* **Job**
With the pictures left out, copy the listing below exactly.

-- begin --

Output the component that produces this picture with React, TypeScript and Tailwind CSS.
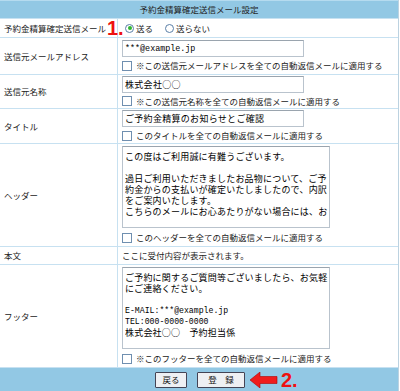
import React from "react";

const jp = { fontFamily: '"Noto Sans CJK JP", "Noto Sans", sans-serif' };
const mono = { fontFamily: '"Liberation Mono", "Noto Sans CJK JP", monospace' };

function Check({ label }: { label: string }) {
  return (
    <label className="flex items-center gap-[4px] h-[13px] text-[8.5px] leading-none text-[#222]">
      <span className="inline-block w-[10px] h-[10px] border border-[#6f8fb0] bg-white shrink-0" />
      <span>{label}</span>
    </label>
  );
}

function Input({ value, latin }: { value: string; latin?: boolean }) {
  return (
    <input
      readOnly
      value={value}
      style={latin ? mono : jp}
      className={`w-[182px] h-[17px] border border-[#b9c3cd] border-t-[#9aa4ae] px-[2px] ${latin ? "text-[8.4px]" : "text-[9px] tracking-[0.3px]"} text-black bg-white outline-none`}
    />
  );
}

function Area({ lines }: { lines: { t: string; latin?: boolean }[] }) {
  return (
    <div
      role="textbox"
      className="w-[208px] h-[82px] border border-[#b9c3cd] border-t-[#9aa4ae] pl-[2px] pr-[1px] pt-[4px] text-black bg-white overflow-hidden flex flex-col"
    >
      {lines.map((l, i) => (
        <div
          key={i}
          className={`h-[11px] leading-[11px] whitespace-pre overflow-hidden ${l.latin ? "text-[8.2px]" : "text-[9px] tracking-[0.2px]"}`}
          style={l.latin ? mono : jp}
        >
          {l.t}
        </div>
      ))}
    </div>
  );
}

function Row({ label, h, children }: { label: string; h: string; children: React.ReactNode }) {
  return (
    <div className={`grid grid-cols-[117px_1fr] gap-px ${h}`}>
      <div className="bg-white flex items-center pl-[4px] text-[8.5px] text-[#222]">{label}</div>
      <div className="bg-white flex flex-col justify-center pl-[4px]">{children}</div>
    </div>
  );
}

export default function App() {
  return (
    <div style={jp} className="w-[400px] h-[391px] bg-white overflow-hidden">
      <div className="relative w-[399px] flex flex-col gap-px bg-[#c7e1f1] border-r border-[#bcd2e0]">
        <div className="h-[18px] bg-[#92c8e4] border-t border-[#b5dbef] flex items-center justify-center text-[8.5px] text-[#222]">
          予約金精算確定送信メール設定
        </div>
        <Row label="予約金精算確定送信メール" h="h-[18px]">
          <div className="flex items-center text-[8.5px] text-[#222] pl-[3px]">
            <span className="inline-flex items-center justify-center w-[9px] h-[9px] rounded-full border border-[#5a7fa8] bg-white mr-[2px]">
              <span className="w-[4px] h-[4px] rounded-full bg-[#2fb52f]" />
            </span>
            <span>送る</span>
            <span className="inline-block w-[9px] h-[9px] rounded-full border border-[#5a7fa8] bg-white ml-[12px] mr-[2px]" />
            <span>送らない</span>
          </div>
        </Row>
        <Row label="送信元メールアドレス" h="h-[36px]">
          <Input value="***@example.jp" latin />
          <div className="mt-[2px]"><Check label="※この送信元メールアドレスを全ての自動返信メールに適用する" /></div>
        </Row>
        <Row label="送信元名称" h="h-[33px]">
          <Input value="株式会社○○" />
          <div className="mt-[2px]"><Check label="※この送信元名称を全ての自動返信メールに適用する" /></div>
        </Row>
        <Row label="タイトル" h="h-[34px]">
          <Input value="ご予約金精算のお知らせとご確認" />
          <div className="mt-[2px]"><Check label="このタイトルを全ての自動返信メールに適用する" /></div>
        </Row>
        <Row label="ヘッダー" h="h-[102px]">
          <Area
            lines={[
              { t: "この度はご利用誠に有難うございます。" },
              { t: " " },
              { t: "過日ご利用いただきましたお品物について、ご予" },
              { t: "約金からの支払いが確定いたしましたので、内訳" },
              { t: "をご案内いたします。" },
              { t: "こちらのメールにお心あたりがない場合には、お" },
            ]}
          />
          <div className="mt-[3px]"><Check label="このヘッダーを全ての自動返信メールに適用する" /></div>
        </Row>
        <Row label="本文" h="h-[17px]">
          <div className="text-[8.5px] text-[#222]">ここに受付内容が表示されます。</div>
        </Row>
        <Row label="フッター" h="h-[102px]">
          <Area
            lines={[
              { t: "ご予約に関するご質問等ございましたら、お気軽" },
              { t: "にご連絡ください。" },
              { t: " " },
              { t: "E-MAIL:***@example.jp", latin: true },
              { t: "TEL:000-0000-0000", latin: true },
              { t: "株式会社○○　予約担当係" },
            ]}
          />
          <div className="mt-[3px]"><Check label="※このフッターを全ての自動返信メールに適用する" /></div>
        </Row>
        <div className="h-[23px] bg-[#92c8e4] flex items-center pl-[155px]">
          <button className="w-[32px] h-[16px] border border-[#445] bg-[#eef0f3] text-[8.5px] text-[#111] leading-none rounded-[1px]">戻る</button>
          <button className="ml-[10px] w-[48px] h-[16px] border border-[#445] bg-[#eef0f3] text-[8.5px] text-[#111] leading-none rounded-[1px]">登　録</button>
          <svg width="28" height="16" viewBox="0 0 28 16" className="ml-[5px]">
            <polygon points="0,8 10,0 10,4.5 27,4.5 27,11.5 10,11.5 10,16" fill="#ef1c1c" stroke="#b00000" strokeWidth="0.6" />
          </svg>
          <span className="ml-[3px] text-[20px] font-bold text-[#ee1111] leading-none" style={{ fontFamily: '"Liberation Sans", sans-serif' }}>2.</span>
        </div>
        <span className="absolute left-[107px] top-[18px] text-[20px] font-bold text-[#ee1111] leading-none" style={{ fontFamily: '"Liberation Sans", sans-serif' }}>1.</span>
      </div>
    </div>
  );
}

-- end --

* **Exercise answer**
Output the component that produces this picture with React, TypeScript and Tailwind CSS.
import React from "react";

const jp = { fontFamily: '"Noto Sans CJK JP", "Noto Sans", sans-serif' };
const mono = { fontFamily: '"Liberation Mono", "Noto Sans CJK JP", monospace' };

function Check({ label }: { label: string }) {
  return (
    <label className="flex items-center gap-[4px] h-[13px] text-[8.5px] leading-none text-[#222]">
      <span className="inline-block w-[10px] h-[10px] border border-[#6f8fb0] bg-white shrink-0" />
      <span>{label}</span>
    </label>
  );
}

function Input({ value, latin }: { value: string; latin?: boolean }) {
  return (
    <input
      readOnly
      value={value}
      style={latin ? mono : jp}
      className={`w-[182px] h-[17px] border border-[#b9c3cd] border-t-[#9aa4ae] px-[2px] ${latin ? "text-[8.4px]" : "text-[9px] tracking-[0.3px]"} text-black bg-white outline-none`}
    />
  );
}

function Area({ lines }: { lines: { t: string; latin?: boolean }[] }) {
  return (
    <div
      role="textbox"
      className="w-[208px] h-[82px] border border-[#b9c3cd] border-t-[#9aa4ae] pl-[2px] pr-[1px] pt-[4px] text-black bg-white overflow-hidden flex flex-col"
    >
      {lines.map((l, i) => (
        <div
          key={i}
          className={`h-[11px] leading-[11px] whitespace-pre overflow-hidden ${l.latin ? "text-[8.2px]" : "text-[9px] tracking-[0.2px]"}`}
          style={l.latin ? mono : jp}
        >
          {l.t}
        </div>
      ))}
    </div>
  );
}

function Row({ label, h, children }: { label: string; h: string; children: React.ReactNode }) {
  return (
    <div className={`grid grid-cols-[117px_1fr] gap-px ${h}`}>
      <div className="bg-white flex items-center pl-[4px] text-[8.5px] text-[#222]">{label}</div>
      <div className="bg-white flex flex-col justify-center pl-[4px]">{children}</div>
    </div>
  );
}

export default function App() {
  return (
    <div style={jp} className="w-[400px] h-[391px] bg-white overflow-hidden">
      <div className="relative w-[399px] flex flex-col gap-px bg-[#c7e1f1] border-r border-[#bcd2e0]">
        <div className="h-[18px] bg-[#92c8e4] border-t border-[#b5dbef] flex items-center justify-center text-[8.5px] text-[#222]">
          予約金精算確定送信メール設定
        </div>
        <Row label="予約金精算確定送信メール" h="h-[18px]">
          <div className="flex items-center text-[8.5px] text-[#222] pl-[3px]">
            <span className="inline-flex items-center justify-center w-[9px] h-[9px] rounded-full border border-[#5a7fa8] bg-white mr-[2px]">
              <span className="w-[4px] h-[4px] rounded-full bg-[#2fb52f]" />
            </span>
            <span>送る</span>
            <span className="inline-block w-[9px] h-[9px] rounded-full border border-[#5a7fa8] bg-white ml-[12px] mr-[2px]" />
            <span>送らない</span>
          </div>
        </Row>
        <Row label="送信元メールアドレス" h="h-[36px]">
          <Input value="***@example.jp" latin />
          <div className="mt-[2px]"><Check label="※この送信元メールアドレスを全ての自動返信メールに適用する" /></div>
        </Row>
        <Row label="送信元名称" h="h-[33px]">
          <Input value="株式会社○○" />
          <div className="mt-[2px]"><Check label="※この送信元名称を全ての自動返信メールに適用する" /></div>
        </Row>
        <Row label="タイトル" h="h-[34px]">
          <Input value="ご予約金精算のお知らせとご確認" />
          <div className="mt-[2px]"><Check label="このタイトルを全ての自動返信メールに適用する" /></div>
        </Row>
        <Row label="ヘッダー" h="h-[102px]">
          <Area
            lines={[
              { t: "この度はご利用誠に有難うございます。" },
              { t: " " },
              { t: "過日ご利用いただきましたお品物について、ご予" },
              { t: "約金からの支払いが確定いたしましたので、内訳" },
              { t: "をご案内いたします。" },
              { t: "こちらのメールにお心あたりがない場合には、お" },
            ]}
          />
          <div className="mt-[3px]"><Check label="このヘッダーを全ての自動返信メールに適用する" /></div>
        </Row>
        <Row label="本文" h="h-[17px]">
          <div className="text-[8.5px] text-[#222]">ここに受付内容が表示されます。</div>
        </Row>
        <Row label="フッター" h="h-[102px]">
          <Area
            lines={[
              { t: "ご予約に関するご質問等ございましたら、お気軽" },
              { t: "にご連絡ください。" },
              { t: " " },
              { t: "E-MAIL:***@example.jp", latin: true },
              { t: "TEL:000-0000-0000", latin: true },
              { t: "株式会社○○　予約担当係" },
            ]}
          />
          <div className="mt-[3px]"><Check label="※このフッターを全ての自動返信メールに適用する" /></div>
        </Row>
        <div className="h-[23px] bg-[#92c8e4] flex items-center pl-[155px]">
          <button className="w-[32px] h-[16px] border border-[#445] bg-[#eef0f3] text-[8.5px] text-[#111] leading-none rounded-[1px]">戻る</button>
          <button className="ml-[10px] w-[48px] h-[16px] border border-[#445] bg-[#eef0f3] text-[8.5px] text-[#111] leading-none rounded-[1px]">登　録</button>
          <svg width="28" height="16" viewBox="0 0 28 16" className="ml-[5px]">
            <polygon points="0,8 10,0 10,4.5 27,4.5 27,11.5 10,11.5 10,16" fill="#ef1c1c" stroke="#b00000" strokeWidth="0.6" />
          </svg>
          <span className="ml-[3px] text-[20px] font-bold text-[#ee1111] leading-none" style={{ fontFamily: '"Liberation Sans", sans-serif' }}>2.</span>
        </div>
        <span className="absolute left-[107px] top-[18px] text-[20px] font-bold text-[#ee1111] leading-none" style={{ fontFamily: '"Liberation Sans", sans-serif' }}>1.</span>
      </div>
    </div>
  );
}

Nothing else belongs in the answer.